Task to complete:
Write out all lines holding the word "that".

Dataset records:
____________________

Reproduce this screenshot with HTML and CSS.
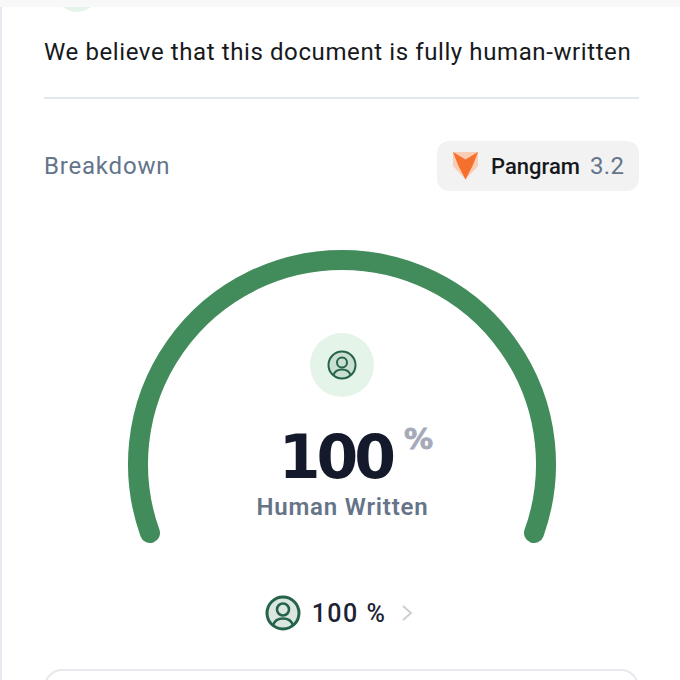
FILE: index.html
```html
<!DOCTYPE html>
<html lang="en">
<head>
    <meta charset="UTF-8">
    <title>Breakdown</title>
    <link rel="stylesheet" href="styles.css">
</head>
<body>
    <div class="topbar"></div>

    <main class="card">
        <div class="peek"><div class="peek-circle"></div></div>

        <p class="verdict">We believe that this document is fully human-written</p>

        <div class="breakdown-head">
            <h2>Breakdown</h2>
            <div class="model-chip">
                <svg class="fox" viewBox="0 0 25 28" width="25" height="28">
                    <path d="M0 0 L0 14 L12.5 27.5 L25 14 L25 0 Z" fill="#f9cdb6"/>
                    <path d="M0 0 L12.5 7.5 L25 0 L19.5 14 L12.5 27.5 L5.5 14 Z" fill="#f5702c"/>
                </svg>
                <span class="model-name">Pangram</span>
                <span class="model-version">3.2</span>
            </div>
        </div>

        <div class="gauge">
            <svg class="gauge-arc" viewBox="0 0 440 304" width="440" height="304">
                <path d="M27 285 A204 204 0 1 1 411 285" fill="none" stroke="#428c5c" stroke-width="20" stroke-linecap="round"/>
            </svg>
            <div class="gauge-center">
                <div class="icon-circle">
                    <svg viewBox="0 0 30 30" width="30" height="30">
                        <circle cx="15" cy="15" r="13.5" fill="#c9e0d0" stroke="#24624a" stroke-width="2"/>
                        <circle cx="15" cy="12.5" r="5" fill="none" stroke="#24624a" stroke-width="2"/>
                        <path d="M6.5 25 C8 20.5 11 19.5 15 19.5 C19 19.5 22 20.5 23.5 25" fill="none" stroke="#24624a" stroke-width="2"/>
                    </svg>
                </div>
                <div class="score">100<span class="score-unit">%</span></div>
                <div class="score-label">Human Written</div>
            </div>
        </div>

        <div class="legend">
            <svg viewBox="0 0 36 36" width="36" height="36">
                <circle cx="18" cy="18" r="16" fill="#dbe6e0" stroke="#24624a" stroke-width="3"/>
                <circle cx="18" cy="14.5" r="6" fill="none" stroke="#24624a" stroke-width="2.6"/>
                <path d="M8 30 C10 24.5 13.5 23.5 18 23.5 C22.5 23.5 26 24.5 28 30" fill="none" stroke="#24624a" stroke-width="2.6"/>
            </svg>
            <span class="legend-value">100 %</span>
            <svg class="chevron" viewBox="0 0 12 18" width="12" height="18">
                <path d="M2 2 L10 9 L2 16" fill="none" stroke="#cfcfd2" stroke-width="2"/>
            </svg>
        </div>

        <div class="next-card"></div>
    </main>
</body>
</html>
```

FILE: styles.css
```css
* {
    box-sizing: border-box;
}

html, body {
    height: 100%;
}

body {
    margin: 0;
    background: #fff;
    font-family: Roboto, "Noto Sans", sans-serif;
    overflow: hidden;
}

.topbar {
    height: 7px;
    background: #f8f8f8;
}

.card {
    height: 673px;
    padding: 0 41px 0 44px;
    border-left: 2px solid #e8e8f0;
    overflow: hidden;
}

.peek {
    height: 5px;
    margin-left: 9px;
    overflow: hidden;
}

.peek-circle {
    width: 44px;
    height: 44px;
    margin-top: -39px;
    border-radius: 50%;
    background: #e5f4e8;
}

.verdict {
    margin: 0;
    margin-left: -2px;
    padding-top: 26px;
    padding-bottom: 31px;
    font-size: 24px;
    line-height: 28px;
    letter-spacing: .6px;
    color: #16191c;
    border-bottom: 2px solid #e2e6f0;
}

.breakdown-head {
    display: flex;
    justify-content: space-between;
    align-items: center;
    margin-top: 42px;
    margin-left: -2px;
}

.breakdown-head h2 {
    margin: 0;
    font-size: 24px;
    font-weight: 400;
    letter-spacing: .8px;
    color: #64748b;
}

.model-chip {
    display: flex;
    align-items: center;
    width: 202px;
    height: 50px;
    padding-left: 16px;
    border-radius: 12px;
    background: #f2f2f2;
}

.fox {
    margin-right: 13px;
}

.model-name {
    font-size: 22px;
    font-weight: 500;
    color: #16191c;
    margin-right: 10px;
}

.model-version {
    font-size: 24px;
    letter-spacing: .4px;
    color: #64748b;
}

.gauge {
    display: grid;
    justify-items: center;
    margin-top: 57px;
}

.gauge-arc, .gauge-center {
    grid-area: 1 / 1;
}

.gauge-center {
    display: flex;
    flex-direction: column;
    align-items: center;
    padding-top: 85px;
}

.icon-circle {
    display: flex;
    justify-content: center;
    align-items: center;
    width: 64px;
    height: 64px;
    border-radius: 50%;
    background: #e5f4e8;
}

.score {
    position: relative;
    margin-top: 21px;
    margin-right: 14px;
    font-family: "DejaVu Sans", sans-serif;
    font-size: 60px;
    font-weight: 700;
    letter-spacing: -4px;
    line-height: 78px;
    color: #141a2c;
}

.score-unit {
    position: absolute;
    left: 100%;
    top: 1px;
    margin-left: 12px;
    font-size: 29px;
    font-weight: 700;
    letter-spacing: 0;
    line-height: 40px;
    color: #a6a9b8;
    -webkit-text-stroke: .8px #a6a9b8;
}

.score-label {
    margin-top: -5px;
    font-size: 24px;
    font-weight: 600;
    letter-spacing: .8px;
    line-height: 32px;
    color: #667488;
}

.legend {
    display: flex;
    justify-content: center;
    align-items: center;
    margin-top: 43px;
    padding-right: 7px;
}

.legend-value {
    margin: 0 15px 0 11px;
    font-size: 25px;
    font-weight: 500;
    letter-spacing: 1.5px;
    color: #1c2333;
}

.next-card {
    height: 60px;
    margin-top: 38px;
    margin-left: -2px;
    border: 2px solid #e8e8ef;
    border-radius: 18px;
}
```
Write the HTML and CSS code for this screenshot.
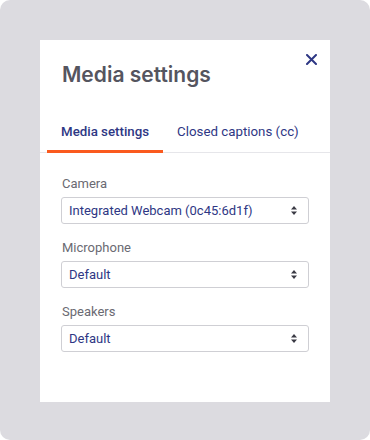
FILE: index.html
```html
<!DOCTYPE html>
<html lang="en">
  <head>
    <meta charset="UTF-8" />
    <title>Media settings</title>
    <link rel="stylesheet" href="styles.css">
  </head>
  <body>
    <div class="backdrop">
      <div class="modal">
        <button class="close" aria-label="Close">
          <svg width="11" height="11" viewBox="0 0 11 11">
            <path d="M1 1L10 10M10 1L1 10" stroke="#2e3784" stroke-width="2" stroke-linecap="round" />
          </svg>
        </button>
        <h2 class="title">Media settings</h2>

        <div class="tabs">
          <div class="tab active">Media settings</div>
          <div class="tab">Closed captions (cc)</div>
        </div>

        <div class="fields">
          <label class="field">
            <span class="label">Camera</span>
            <span class="select-wrap">
              <select>
                <option>Integrated Webcam (0c45:6d1f)</option>
              </select>
              <svg class="arrows" width="6" height="9" viewBox="0 0 6 9">
                <path d="M3 0L6 3.5H0Z M3 9L0 5.5H6Z" fill="#3a3a44" />
              </svg>
            </span>
          </label>

          <label class="field">
            <span class="label">Microphone</span>
            <span class="select-wrap">
              <select>
                <option>Default</option>
              </select>
              <svg class="arrows" width="6" height="9" viewBox="0 0 6 9">
                <path d="M3 0L6 3.5H0Z M3 9L0 5.5H6Z" fill="#3a3a44" />
              </svg>
            </span>
          </label>

          <label class="field">
            <span class="label">Speakers</span>
            <span class="select-wrap">
              <select>
                <option>Default</option>
              </select>
              <svg class="arrows" width="6" height="9" viewBox="0 0 6 9">
                <path d="M3 0L6 3.5H0Z M3 9L0 5.5H6Z" fill="#3a3a44" />
              </svg>
            </span>
          </label>
        </div>
      </div>
    </div>
  </body>
</html>
```

FILE: styles.css
```css
body {
  margin: 0;
  background-color: #ffffff;
  font-family: Roboto, "Noto Sans", sans-serif;
}
.backdrop {
  height: 440px;
  box-sizing: border-box;
  padding: 40px;
  background-color: #dcdbe0;
  border-radius: 10px;
}
.modal {
  position: relative;
  width: 290px;
  height: 362px;
  background-color: #ffffff;
}
.close {
  position: absolute;
  top: 14px;
  right: 13px;
  padding: 0;
  border: none;
  background: none;
  cursor: pointer;
  line-height: 0;
}
.title {
  margin: 0;
  padding: 21px 22px 0;
  font-family: Inter, "Noto Sans", sans-serif;
  font-size: 21px;
  font-weight: 600;
  line-height: 28px;
  color: #55555f;
}
.tabs {
  display: flex;
  margin-top: 22px;
  padding-left: 7px;
  border-bottom: 1px solid #e6e6ea;
}
.tab {
  padding: 13px 14px 11px;
  font-size: 13.3px;
  color: #2e3784;
}
.tab.active {
  font-weight: 500;
  border-bottom: 3px solid #fa5a1e;
  margin-bottom: -1px;
}
.fields {
  padding: 22px 21px 0 21px;
}
.field {
  display: block;
  margin-bottom: 15px;
}
.label {
  display: block;
  margin-left: 1px;
  margin-bottom: 5px;
  font-size: 13px;
  line-height: 17px;
  color: #6a6a72;
}
.select-wrap {
  position: relative;
  display: block;
}
select {
  display: block;
  width: 100%;
  height: 27px;
  padding: 0 24px 0 7px;
  font-family: inherit;
  font-size: 13px;
  color: #2e3784;
  background-color: #ffffff;
  border: 1px solid #cfcfd4;
  border-radius: 3px;
  appearance: none;
  -webkit-appearance: none;
}
.arrows {
  position: absolute;
  right: 12px;
  top: 9px;
  pointer-events: none;
}
```
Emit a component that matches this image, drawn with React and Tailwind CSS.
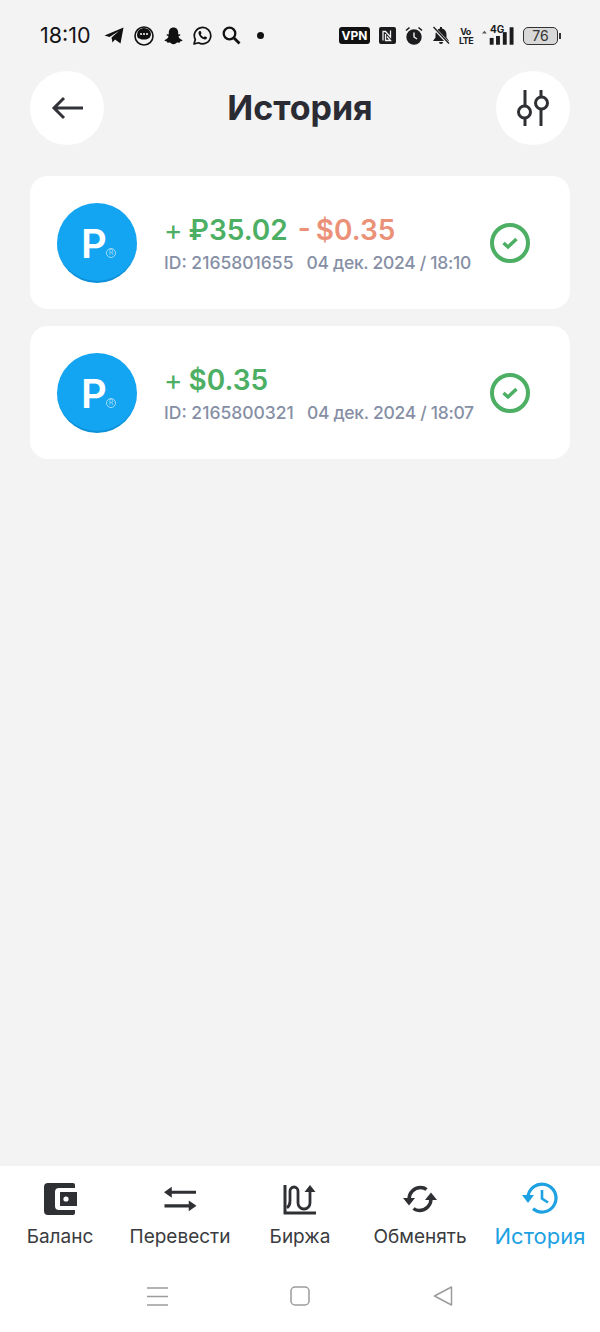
const dark = "#2f3034";

function Telegram() {
  return (
    <svg width="20" height="17" viewBox="0 0 20 17">
      <path d="M0.5 8.500 19.500 0.500 16.500 16.500 11 12.500 8.500 15.500 7.500 10.500 15 4 5.500 10Z" fill="#111" />
    </svg>
  );
}
function ChatBubble() {
  return (
    <svg width="20" height="20" viewBox="0 0 20 20">
      <circle cx="10" cy="10" r="9" fill="none" stroke="#111" strokeWidth="1.600" />
      <path d="M3 9a7 6.500 0 0 1 14-1c0 3-2 5-5 5.400-2.500.4-5 .2-6.500-1C4 12.500 3 11 3 9Z" fill="#111" />
      <circle cx="7" cy="8" r="1" fill="#fff" />
      <circle cx="10" cy="8" r="1" fill="#fff" />
      <circle cx="13" cy="8" r="1" fill="#fff" />
    </svg>
  );
}
function Snap() {
  return (
    <svg width="19" height="18" viewBox="0 0 19 18">
      <path d="M9.500 .5c3 0 4.700 2.200 4.700 5v2l1.600-.3c.7 0 .8.900.2 1.200l-1.500.8c.4 1.700 1.700 3 3.700 3.700.5.300.3.900-.3 1l-1.800.5-.5 1.300-2.200-.2c-1.100.2-2 1.800-3.900 1.800s-2.800-1.600-3.900-1.800l-2.200.2-.5-1.300-1.800-.5c-.6-.1-.8-.7-.3-1 2-.7 3.300-2 3.700-3.700l-1.500-.8c-.6-.3-.5-1.200.2-1.200l1.600.3v-2c0-2.800 1.700-5 4.700-5Z" fill="#111" />
    </svg>
  );
}
function WhatsApp() {
  return (
    <svg width="19" height="19" viewBox="0 0 19 19">
      <path d="M1 18l1.300-4.500A8.200 8.200 0 1 1 5.500 16.800Z" fill="none" stroke="#111" strokeWidth="1.700" strokeLinejoin="round" />
      <path d="M6.500 5c-.8.500-1.200 1.500-.9 2.800.6 2.400 2.800 4.800 5.300 5.500 1.300.4 2.400 0 2.900-.9l.2-1.100-2.200-1.100-1 1.100c-1.300-.5-2.500-1.700-3.100-3l.9-1-1-2.300Z" fill="#111" />
    </svg>
  );
}
function Search() {
  return (
    <svg width="19" height="19" viewBox="0 0 19 19" fill="none" stroke="#111">
      <circle cx="7.500" cy="7.500" r="5.800" strokeWidth="2.300" />
      <path d="M12 12l5.500 5.500" strokeWidth="2.800" />
    </svg>
  );
}
function NfcIcon() {
  return (
    <svg width="17" height="17" viewBox="0 0 17 17">
      <rect width="17" height="17" rx="2" fill="#1c1c1e" />
      <path d="M4 13.500V4.500h2.500l5 5.500V3.500M6.500 7v6.500h5L8 9.500" fill="none" stroke="#f3f3f4" strokeWidth="1.300" />
    </svg>
  );
}
function Alarm() {
  return (
    <svg width="18" height="19" viewBox="0 0 18 19">
      <circle cx="9" cy="11" r="7.700" fill="#1c1c1e" />
      <path d="M1 4.500 4.500 1.500M17 4.500 13.500 1.500" stroke="#1c1c1e" strokeWidth="1.600" />
      <path d="M9 6.500V11l3 2" fill="none" stroke="#f3f3f4" strokeWidth="1.400" />
    </svg>
  );
}
function BellOff() {
  return (
    <svg width="18" height="19" viewBox="0 0 18 19">
      <path d="M8 1h2v1.500c3 .7 4.500 3 4.500 6v3l2.500 3.500H1l2.500-3.500v-3c0-3 1.500-5.300 4.500-6Z" fill="#1c1c1e" />
      <path d="M7 16h4a2 2 0 0 1-4 0Z" fill="#1c1c1e" />
      <path d="M1.500 1.500l15 16" stroke="#f3f3f4" strokeWidth="3.200" />
      <path d="M1.500 1l15.500 16.500" stroke="#1c1c1e" strokeWidth="1.300" />
    </svg>
  );
}
function Signal() {
  return (
    <svg width="33" height="18" viewBox="0 0 34 18">
      <path d="M1 6.500 3.500 3.500 6 6.500Z" fill="#555" />
      <rect x="9" y="11" width="4" height="7" fill="#1c1c1e" />
      <rect x="15.500" y="9" width="4" height="9" fill="#1c1c1e" />
      <rect x="22.500" y="5" width="4" height="13" fill="#1c1c1e" />
      <rect x="29.500" y="0" width="4" height="18" fill="#1c1c1e" />
    </svg>
  );
}
function Wallet() {
  return (
    <svg width="33" height="32" viewBox="0 0 33 32">
      <path d="M4 0h25a2 2 0 0 1 2 2v3H15a4 4 0 0 0-4 4v14a4 4 0 0 0 4 4h16v3a2 2 0 0 1-2 2H4a4 4 0 0 1-4-4V4a4 4 0 0 1 4-4Z" fill={dark} />
      <path d="M16 9h17v14H16Z" fill={dark} />
      <circle cx="22" cy="16" r="2.600" fill="#fff" />
    </svg>
  );
}
function Transfer() {
  return (
    <svg width="33" height="28" viewBox="0 0 34 28" fill={dark}>
      <path d="M0 7 8 1.500v4h25v3.200H8v4Z" />
      <path d="M33.500 21 25.500 15.500v4H.5v3.200h25v4Z" />
    </svg>
  );
}
function Exchange() {
  return (
    <svg width="34" height="31" viewBox="0 0 34 31" fill="none" stroke={dark} strokeWidth="2.800">
      <path d="M2 1v28h31" strokeWidth="3" />
      <path d="M4 24c2-1.500 3-4 3-7V7a4 4 0 0 1 8 0v12a6 6 0 0 0 12 0V6" />
      <path d="M21.500 8 27 1l5.500 7Z" fill={dark} stroke="none" />
    </svg>
  );
}
function Swap() {
  return (
    <svg width="36" height="30" viewBox="0 0 36 30" fill="none" stroke={dark} strokeWidth="3.400">
      <path d="M7 15c0-6 5-11.500 11.500-11.500 2.500 0 4.500.7 6 2" />
      <path d="M29 15c0 6-5 11.500-11.500 11.500-2.500 0-4.500-.7-6-2" />
      <path d="M1 15h12l-6 7.500Z" fill={dark} stroke="none" transform="translate(0 -1)" />
      <path d="M23 15h12l-6-7.500Z" fill={dark} stroke="none" transform="translate(0 1)" />
    </svg>
  );
}
function HistoryIcon() {
  return (
    <svg className="-mt-[3px]" width="36" height="32" viewBox="0 0 36 32" fill="none" stroke="#1da1e3" strokeWidth="3.200">
      <path d="M6 16a14 14 0 1 1 5 10.800" />
      <path d="M0 13h12l-6 8Z" fill="#1da1e3" stroke="none" />
      <path d="M20 8v8.500l6 4" strokeWidth="2.600" />
    </svg>
  );
}
function SoftKeys() {
  return (
    <div className="h-[66px] flex items-start pt-[20px] pl-[147px]">
      <svg width="21" height="21" viewBox="0 0 21 21" stroke="#9c9c9c" strokeWidth="1.500">
        <path d="M0 2h21M0 10.500h21M0 19h21" />
      </svg>
      <svg className="ml-[122px]" width="20" height="20" viewBox="0 0 20 20" fill="none" stroke="#9c9c9c" strokeWidth="1.500">
        <rect x="1" y="1" width="18" height="18" rx="4" />
      </svg>
      <svg className="ml-[123px]" width="20" height="20" viewBox="0 0 20 20" fill="none" stroke="#9c9c9c" strokeWidth="1.500">
        <path d="M1.500 10 18.500 1v18Z" strokeLinejoin="round" />
      </svg>
    </div>
  );
}

function NavItem({ icon, label, active }) {
  return (
    <div className="flex-1 flex flex-col items-center">
      <div className="h-[36px] flex items-center justify-center">{icon}</div>
      <div className={active ? "mt-[4px] text-[22px] leading-[30px] text-[#1da1e3]" : "mt-[7px] text-[19px] leading-[26px] text-[#3a3b3e]"}>{label}</div>
    </div>
  );
}

function Card({ plusAmount, minusAmount, id, date }) {
  return (
    <div className="h-[133px] rounded-[18px] bg-white flex items-center pl-[27px] pr-[40px]">
      <div className="relative w-[80px] h-[80px] rounded-full bg-[#13a5f2] border-b-2 border-[#0d90d8] flex items-center justify-center shrink-0">
        <span className="text-white text-[40px] font-semibold leading-none mr-[6px] mt-[5px]">P</span>
        <span className="absolute left-[49px] top-[45px] w-[10px] h-[10px] rounded-full border border-[#a5dcf9] text-[#a5dcf9] text-[7px] leading-[8px] text-center">R</span>
      </div>
      <div className="ml-[27px] mt-[3px]">
        <div className="text-[28px] leading-[34px] font-semibold text-[#4caf63] whitespace-nowrap">
          <span className="font-normal mr-[6px]">+</span>{plusAmount}
          {minusAmount && <span className="text-[#ea9178] ml-[10px] [word-spacing:-2px]">- {minusAmount}</span>}
        </div>
        <div className="mt-[4px] text-[17.500px] leading-[24px] font-medium text-[#868fa5] whitespace-nowrap">
          {id}<span className="ml-[13px] tracking-[-0.3px]">{date}</span>
        </div>
      </div>
      <div className="ml-auto w-[40px] h-[40px] rounded-full border-4 border-[#4caf63] flex items-center justify-center shrink-0">
        <svg width="18" height="14" viewBox="0 0 18 14" fill="none" stroke="#4caf63" strokeWidth="3.500">
          <path d="M2.500 7 7 11 15.500 3" />
        </svg>
      </div>
    </div>
  );
}

export default function App() {
  return (
    <div className="w-[600px] h-[1332px] flex flex-col bg-[#f3f3f4] text-[#2a2b33]" style={{ fontFamily: "Inter, 'Noto Sans', sans-serif" }}>
      <div className="h-[71px] shrink-0 flex items-center justify-between pl-[40px] pr-[39px]">
        <div className="flex items-center gap-[10px]">
          <span className="text-[21.500px] leading-none text-[#141414] mr-[3px]">18:10</span>
          <Telegram />
          <ChatBubble />
          <Snap />
          <WhatsApp />
          <Search />
          <span className="w-[7px] h-[7px] rounded-full bg-[#111] ml-[6px]" />
        </div>
        <div className="flex items-center gap-[9px]">
          <span className="w-[31px] h-[17px] rounded-[3px] bg-[#111] text-white text-[12px] leading-[17px] font-bold text-center">VPN</span>
          <NfcIcon />
          <Alarm />
          <BellOff />
          <span className="text-[9px] leading-[9px] tracking-[-0.5px] font-bold text-center text-[#1c1c1e] w-[13px]">Vo<br />LTE</span>
          <span className="relative">
            <Signal />
            <span className="absolute left-[9px] -top-[3px] text-[10px] leading-none font-bold text-[#1c1c1e]">4G</span>
          </span>
          <span className="flex items-center">
            <span className="w-[35px] h-[18px] rounded-[5px] border border-[#333] bg-[#d8d8d8] text-[14px] leading-[16px] text-center text-[#333]">76</span>
            <span className="w-[2px] h-[6px] bg-[#333] ml-px" />
          </span>
        </div>
      </div>

      <div className="shrink-0 flex items-center justify-between px-[30px]">
        <div className="w-[74px] h-[74px] rounded-full bg-white flex items-center justify-center">
          <svg width="32" height="24" viewBox="0 0 32 24" fill="none" stroke="#33343a" strokeWidth="3">
            <path d="M32 12H3M13 2 3 12l10 10" />
          </svg>
        </div>
        <h1 className="text-[34px] leading-[40px] font-bold text-[#2a2b33]">История</h1>
        <div className="w-[74px] h-[74px] rounded-full bg-white flex items-center justify-center">
          <svg width="34" height="38" viewBox="0 0 34 38" fill="none" stroke="#2f3034" strokeWidth="3">
            <path d="M9 1v16M9 29v8M25 1v7M25 20v17" />
            <circle cx="8.500" cy="23" r="6" />
            <circle cx="25.500" cy="14" r="6" />
          </svg>
        </div>
      </div>

      <div className="mt-[31px] px-[30px] flex flex-col gap-[17px]">
        <Card plusAmount="₽35.02" minusAmount="$0.35" id="ID: 2165801655" date="04 дек. 2024 / 18:10" />
        <Card plusAmount="$0.35" id="ID: 2165800321" date="04 дек. 2024 / 18:07" />
      </div>

      <div className="mt-auto bg-white h-[166px] flex flex-col">
        <div className="flex-1 flex pt-[15px] items-start">
          <NavItem icon={<Wallet />} label="Баланс" />
          <NavItem icon={<Transfer />} label="Перевести" />
          <NavItem icon={<Exchange />} label="Биржа" />
          <NavItem icon={<Swap />} label="Обменять" />
          <NavItem icon={<HistoryIcon />} label="История" active />
        </div>
        <SoftKeys />
      </div>
    </div>
  );
}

____________________

Right answer:
        <p class="verdict">We believe that this document is fully human-written</p>
Emit a component that matches this image, drawn with React and Tailwind CSS.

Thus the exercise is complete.